I named this guitar "Goldilocks" Get it? 

Body Wood: Alder
Fretboard: Ebony
Frets: 24 Extra Jumbo
Inlays: Pearl Shakfins
Pickup: EMG HZ
Electronics: EMG PA-2
Controls: Volume, EMG PA-2 On/Off switch
Bridge: Schaller S-FRT-II
Neck Joint: Neck-through
Neck Material: Maple

Pre-review story: 

So on the day I expected it to arrive, I was anxiously waiting for the last bell of school to ring the moment I set foot outside of my house that morning. I sit through all of my classes with only one thing in my mind: My new Jackson, and the sight of me arriving from a long, tormenting day at school and me walking into my room while a large rectangular cartboard box lies on my bed. The bell rings, I break out of my daydream and get in the car and wait for us to arrive home. Once we've arrived, I rush out of the car and I head to my room and I swing open the door...then on the bed I see......nothing....I look in my closet and under the bed to see if my parents had put the box somewhere else, my search resulted with nothing but an angry grunt. I immediately get on the computer and punch in the tracking code into the Japanese website, but before I could finish my dad walks in and says, "look what the mailman dropped off" I look over to him and then I see....a missed delivery slip....he said "he probably dropped it off while I went to go pick you up at school." Fustrated I argue with my dad, trying to convince him to take me to the post office to go pick up my guitar, he disagrees and he says that I will have to wait until tomorrow, disgusted I tell him that I and sure as fuck not waiting another day, so then he says, lets get in the car and look for the mailman, he might be around the area, with a thought of hope I agree with him. So we get in the car and scout the area for a mail delivery van, we drive down the steet into the next block, then around that block, so far it's not looking too good, then after we cross a street and begin another block I look to the side and I see the van, I yell to my dad to stop and go back then we drive up to the mail man in the van, I go up to him and show him the slip, and I say in a calm, yet suggestive voice "Do you have this package?" He looks at the slip for a couple of seconds and then says....."Yep, sure do, it's a big box though" Inside I can hear myself cheering at the comment the man had just spoken, he opens the back of the van and there it was, the box that has been in my mind for the past couple of months, the box which inside, held the very axe of my dreams. All the way home I had a big grin on my face, I get out of the car and take the box inside of my room, I open it and there it was...

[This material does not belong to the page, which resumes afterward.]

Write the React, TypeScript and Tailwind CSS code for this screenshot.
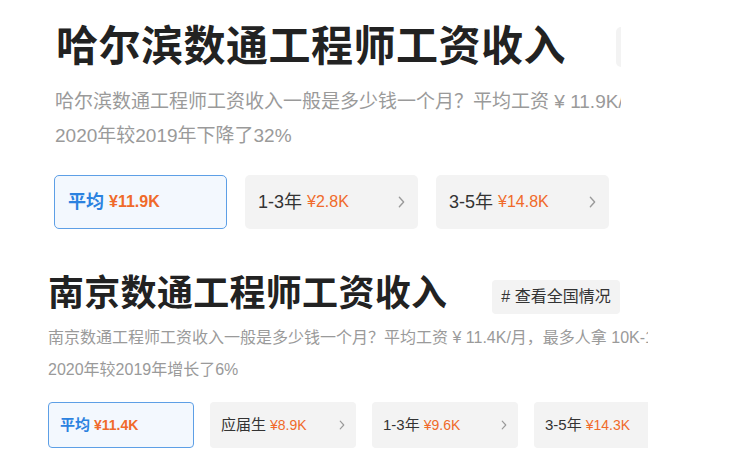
import React from "react";

type Size = "lg" | "sm";

const Chevron = ({ size }: { size: Size }) => (
  <svg
    viewBox="0 0 8 14"
    className={size === "lg" ? "w-[7px] h-[12px]" : "w-[6px] h-[10px]"}
    fill="none"
    stroke="#9a9a9a"
    strokeWidth="1.6"
    strokeLinecap="round"
    strokeLinejoin="round"
  >
    <polyline points="1.5,1.5 6.5,7 1.5,12.5" />
  </svg>
);

const SalaryCard = ({
  label,
  price,
  active = false,
  chevron = true,
  size,
}: {
  label: string;
  price: string;
  active?: boolean;
  chevron?: boolean;
  size: Size;
}) => {
  const box =
    size === "lg"
      ? "w-[173px] h-[54px] px-[13px] rounded-[5px]"
      : "w-[146px] h-[46px] px-[11px] rounded-[4px]";
  const labelText = size === "lg" ? "text-[18px]" : "text-[15px]";
  const priceText = size === "lg" ? "text-[16px] ml-[5px]" : "text-[14px] ml-[4px]";

  return (
    <div
      className={`${box} shrink-0 flex items-center justify-between ${
        active
          ? "border border-[#5d9fe6] bg-[#f3f8fe]"
          : "bg-[#f3f3f3]"
      }`}
    >
      <div className="flex items-center whitespace-nowrap">
        <span
          className={`${labelText} ${
            active ? "text-[#2b82e0] font-bold" : "text-[#333]"
          }`}
        >
          {label}
        </span>
        <span
          className={`${priceText} text-[#f06a2a] ${active ? "font-bold" : ""}`}
        >
          {price}
        </span>
      </div>
      {chevron && !active && <Chevron size={size} />}
    </div>
  );
};

export default function App() {
  return (
    <div className="w-[731px] h-[475px] bg-white overflow-hidden font-['Liberation_Sans','Noto_Sans_CJK_SC',sans-serif]">
      {/* 哈尔滨 */}
      <div className="w-[621px] overflow-hidden pl-[54px] pt-[24px]">
        <div className="flex items-center h-[46px] whitespace-nowrap">
          <h1 className="ml-[2px] text-[42px] leading-[46px] font-bold tracking-[0.5px] text-[#222]">
            哈尔滨数通工程师工资收入
          </h1>
          <span className="ml-[50px] h-[40px] px-[11px] flex items-center bg-[#f3f3f3] rounded-[5px] text-[19px] text-[#333]">
            # 查看全国情况
          </span>
        </div>
        <div className="mt-[15px] ml-[1px] text-[19px] leading-[34px] text-[#9a9a9a] whitespace-nowrap">
          <p>
            哈尔滨数通工程师工资收入一般是多少钱一个月？平均工资 ¥ 11.9K/月，最多人拿 10K-15K/月，
          </p>
          <p>2020年较2019年下降了32%</p>
        </div>
        <div className="mt-[22px] flex gap-[18px]">
          <SalaryCard size="lg" label="平均" price="¥11.9K" active />
          <SalaryCard size="lg" label="1-3年" price="¥2.8K" />
          <SalaryCard size="lg" label="3-5年" price="¥14.8K" />
        </div>
      </div>

      {/* 南京 */}
      <div className="w-[648px] overflow-hidden pl-[48px] mt-[45px]">
        <div className="flex items-center h-[40px] whitespace-nowrap">
          <h1 className="text-[36px] leading-[40px] font-bold tracking-[0.3px] text-[#222]">
            南京数通工程师工资收入
          </h1>
          <span className="ml-[45px] mt-[6px] h-[34px] px-[9px] flex items-center bg-[#f3f3f3] rounded-[4px] text-[16px] text-[#333]">
            # 查看全国情况
          </span>
        </div>
        <div className="mt-[8px] text-[16px] leading-[32px] text-[#9a9a9a] whitespace-nowrap">
          <p>
            南京数通工程师工资收入一般是多少钱一个月？平均工资 ¥ 11.4K/月，最多人拿 10K-15K/月，
          </p>
          <p>2020年较2019年增长了6%</p>
        </div>
        <div className="mt-[16px] flex gap-[16px]">
          <SalaryCard size="sm" label="平均" price="¥11.4K" active />
          <SalaryCard size="sm" label="应届生" price="¥8.9K" />
          <SalaryCard size="sm" label="1-3年" price="¥9.6K" />
          <SalaryCard size="sm" label="3-5年" price="¥14.3K" />
        </div>
      </div>
    </div>
  );
}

I immediately pick it up and start playing it, I thought it was a dream, I felt as if though any second I would wake up and it would still be the day I first placed the order.

The neck is very slick and smooth, a bit thicker than on my dxmg but very fast none the less. The fretboard amazed me, it's very dark and very, very smooth, the inlays look very rich and pearly. 

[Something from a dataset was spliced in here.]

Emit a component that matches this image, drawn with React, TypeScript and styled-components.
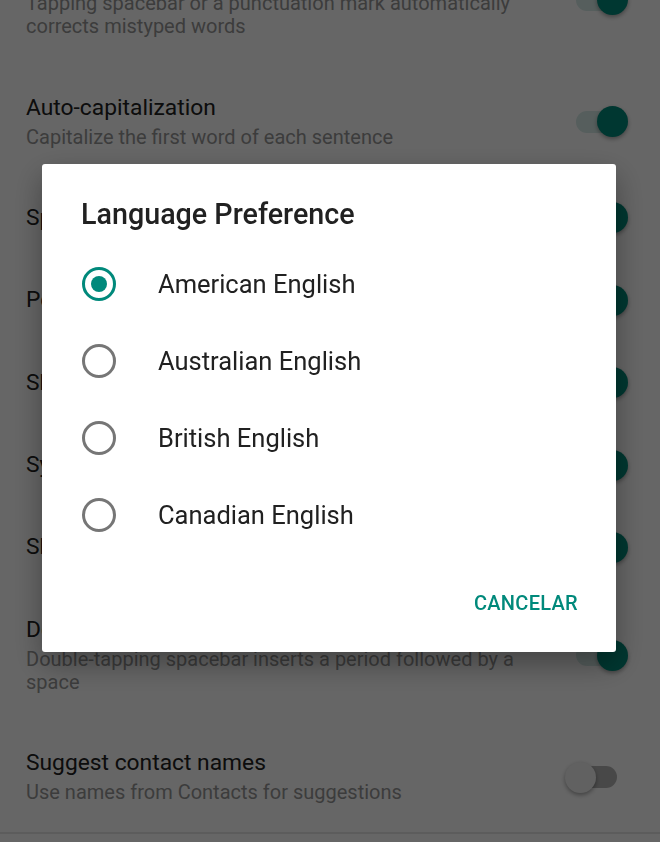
import styled, { createGlobalStyle } from "styled-components";

const GlobalStyle = createGlobalStyle`
  html, body {
    margin: 0;
    padding: 0;
    background: #ffffff;
    overflow: hidden;
  }
  body {
    font-family: Roboto, "Noto Sans", Arial, sans-serif;
    -webkit-font-smoothing: antialiased;
  }
`;

type Setting = {
  title: string;
  summary?: string;
  on: boolean;
};

const SETTINGS: Setting[] = [
  {
    title: "Auto-correction",
    summary:
      "Tapping spacebar or a punctuation mark automatically corrects mistyped words",
    on: true,
  },
  {
    title: "Auto-capitalization",
    summary: "Capitalize the first word of each sentence",
    on: true,
  },
  { title: "Spell check", on: true },
  { title: "Personalized suggestions", on: true },
  { title: "Show suggestion strip", on: true },
  { title: "Sync learned words", on: true },
  { title: "Show emoji suggestions", on: true },
  {
    title: "Double-space period",
    summary: "Double-tapping spacebar inserts a period followed by a space",
    on: true,
  },
  {
    title: "Suggest contact names",
    summary: "Use names from Contacts for suggestions",
    on: false,
  },
];

const LANGUAGES = [
  "American English",
  "Australian English",
  "British English",
  "Canadian English",
];

export default function App() {
  const selected = "American English";

  return (
    <>
      <GlobalStyle />
      <Page>
        <SettingsList>
          {SETTINGS.map((s) => (
            <SettingRow key={s.title}>
              <SettingText>
                <SettingTitle>{s.title}</SettingTitle>
                {s.summary && <SettingSummary>{s.summary}</SettingSummary>}
              </SettingText>
              <Switch $on={s.on}>
                <SwitchThumb $on={s.on} />
              </Switch>
            </SettingRow>
          ))}
        </SettingsList>
      </Page>

      <Scrim>
        <Dialog role="dialog">
          <DialogTitle>Language Preference</DialogTitle>
          <OptionList>
            {LANGUAGES.map((lang) => (
              <Option key={lang}>
                <Radio $checked={lang === selected} />
                <OptionLabel>{lang}</OptionLabel>
              </Option>
            ))}
          </OptionList>
          <DialogActions>
            <TextButton>CANCELAR</TextButton>
          </DialogActions>
        </Dialog>
      </Scrim>
    </>
  );
}

const Page = styled.div`
  width: 660px;
  height: 842px;
  background: #ffffff;
  overflow: hidden;
`;

const SettingsList = styled.div`
  display: flex;
  flex-direction: column;
  margin-top: -67px;
  border-bottom: 2px solid #e6e6e6;
`;

const SettingRow = styled.div`
  display: flex;
  align-items: center;
  padding: 28.2px 0 28.2px 26px;
`;

const SettingText = styled.div`
  flex: 1;
  display: flex;
  flex-direction: column;
  padding-right: 44px;
`;

const SettingTitle = styled.div`
  font-size: 22.8px;
  line-height: 26px;
  color: #212121;
`;

const SettingSummary = styled.div`
  margin-top: 5px;
  font-size: 20px;
  line-height: 23px;
  color: #979797;
`;

const Switch = styled.div<{ $on: boolean }>`
  position: relative;
  flex: none;
  width: 41px;
  height: 22px;
  margin-right: 43px;
  border-radius: 11px;
  background: ${(p) => (p.$on ? "#d6ebe8" : "#b4b4b4")};
`;

const SwitchThumb = styled.div<{ $on: boolean }>`
  position: absolute;
  top: 50%;
  left: ${(p) => (p.$on ? "21px" : "-11px")};
  width: 31px;
  height: 31px;
  margin-top: -15.5px;
  border-radius: 50%;
  background: ${(p) => (p.$on ? "#008a7a" : "#f2f2f2")};
  box-shadow: 0 2px 4px rgba(0, 0, 0, 0.35);
`;

const Scrim = styled.div`
  position: fixed;
  inset: 0;
  background: rgba(0, 0, 0, 0.6);
`;

const Dialog = styled.div`
  position: absolute;
  top: 164px;
  left: 42px;
  width: 574px;
  background: #ffffff;
  border-radius: 3px;
  box-shadow: 0 12px 30px rgba(0, 0, 0, 0.35);
  display: flex;
  flex-direction: column;
`;

const DialogTitle = styled.div`
  box-sizing: border-box;
  height: 81.5px;
  padding: 34px 39px 0;
  font-size: 28.7px;
  font-weight: 500;
  line-height: 32px;
  color: #212121;
`;

const OptionList = styled.div`
  display: flex;
  flex-direction: column;
`;

const Option = styled.div`
  display: flex;
  align-items: center;
  height: 77px;
  padding-left: 40px;
  gap: 42px;
`;

const Radio = styled.span<{ $checked: boolean }>`
  flex: none;
  box-sizing: border-box;
  width: 34px;
  height: 34px;
  border-radius: 50%;
  border: 3.5px solid ${(p) => (p.$checked ? "#00897b" : "#767676")};
  display: flex;
  align-items: center;
  justify-content: center;

  &::after {
    content: "";
    width: 16px;
    height: 16px;
    border-radius: 50%;
    background: #00897b;
    display: ${(p) => (p.$checked ? "block" : "none")};
  }
`;

const OptionLabel = styled.span`
  font-size: 25.5px;
  color: #212121;
`;

const DialogActions = styled.div`
  display: flex;
  justify-content: flex-end;
  padding: 24px;
`;

const TextButton = styled.button`
  height: 50px;
  padding: 0 14px;
  border: none;
  background: none;
  font-family: Roboto, "Noto Sans", Arial, sans-serif;
  font-size: 20px;
  font-weight: 500;
  letter-spacing: 0.3px;
  color: #00897b;
  cursor: pointer;
`;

The neck joint felt as if though it was sanded down to fit my exact palm.




The bridge is very reliable, very easy to manage and sounds very wah-ish, very solid in terms of tuning and stability.

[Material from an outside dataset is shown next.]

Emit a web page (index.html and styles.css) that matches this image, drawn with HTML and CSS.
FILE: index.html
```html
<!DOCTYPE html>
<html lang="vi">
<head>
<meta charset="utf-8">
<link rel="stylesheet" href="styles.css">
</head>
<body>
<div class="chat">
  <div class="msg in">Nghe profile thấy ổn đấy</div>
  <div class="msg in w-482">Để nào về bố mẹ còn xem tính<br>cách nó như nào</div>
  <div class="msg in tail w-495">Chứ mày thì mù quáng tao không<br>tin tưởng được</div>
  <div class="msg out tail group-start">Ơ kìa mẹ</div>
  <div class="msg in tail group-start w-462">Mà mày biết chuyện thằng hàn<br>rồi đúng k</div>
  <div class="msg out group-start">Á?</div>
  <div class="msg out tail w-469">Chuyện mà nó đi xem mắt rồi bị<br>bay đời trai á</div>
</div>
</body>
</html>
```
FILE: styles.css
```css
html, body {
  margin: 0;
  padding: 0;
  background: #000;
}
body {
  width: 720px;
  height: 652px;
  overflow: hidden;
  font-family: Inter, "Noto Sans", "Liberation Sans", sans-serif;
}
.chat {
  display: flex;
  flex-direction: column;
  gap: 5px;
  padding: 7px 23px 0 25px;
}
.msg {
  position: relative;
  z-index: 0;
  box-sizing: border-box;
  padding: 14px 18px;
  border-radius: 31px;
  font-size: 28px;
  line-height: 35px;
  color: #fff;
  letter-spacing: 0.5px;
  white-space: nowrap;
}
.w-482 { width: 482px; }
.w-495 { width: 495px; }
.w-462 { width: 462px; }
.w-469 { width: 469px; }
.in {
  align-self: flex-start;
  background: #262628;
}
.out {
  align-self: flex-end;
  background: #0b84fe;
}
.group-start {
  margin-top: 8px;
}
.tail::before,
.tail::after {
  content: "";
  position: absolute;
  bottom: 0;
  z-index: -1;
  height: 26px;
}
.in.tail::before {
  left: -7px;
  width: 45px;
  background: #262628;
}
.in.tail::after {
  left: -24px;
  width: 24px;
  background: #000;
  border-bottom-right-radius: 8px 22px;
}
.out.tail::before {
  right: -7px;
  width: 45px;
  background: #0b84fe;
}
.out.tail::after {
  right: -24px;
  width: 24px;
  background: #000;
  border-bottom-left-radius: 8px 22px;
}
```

The tone...well as I already had EMGS in my DXMG and this guitar is the same body material I already knew what to expect in terms of the tone department, I got that EMG tone that I loved from my EMG-81 with only a very small, almost un-noticable less bite to it. This can easily be solved when I decide to install an active EMG-81, so I'm not really worried and in a rush to change out the pickup, the EMG PA-2, at first I was a bit confused to what this was, was it a volume booster? Not really, it's more of a gain "injection" I don't really use it much as I already have my tone configured to the pickup, so I don't need extra gain and what not, but it's very neat to play with anyway, one of these days I'll go back and tweak it a little. 




Overall I think this guitar was a very good deal and I love it to death. I can't wait to go over to my friends house and jam out, it's going to be great. As a conclusion I leave you a family shot, I'd ike to thank Ikebe-Gakki for supplying me with this axe and for having so many fucking GAS-Inducing guitars. Thank you for taking the time to read this review, if you have any questions, comments, complaints, or anything else on your mind please feel free to post, So as promised, a Jackson family shot:


----------



## nyck (Feb 23, 2006)

Wow those are hot....


----------



## David (Feb 23, 2006)

it's missing a string


nice axes man.


----------



## Leon (Feb 23, 2006)

what's the switch for? i only see one pickup... thus, nothing to switch to


----------



## blindvomit (Feb 23, 2006)

Leon said:


> what's the switch for? i only see one pickup... thus, nothing to switch to



EMG PA-2


----------



## Leon (Feb 23, 2006)

oh... the volume/gain thingy you were talking about. gotcha


----------



## D-EJ915 (Feb 23, 2006)

That's a damn fine looking fretboard, the ebony looks awesome!! Congrats, that sure is a beauty.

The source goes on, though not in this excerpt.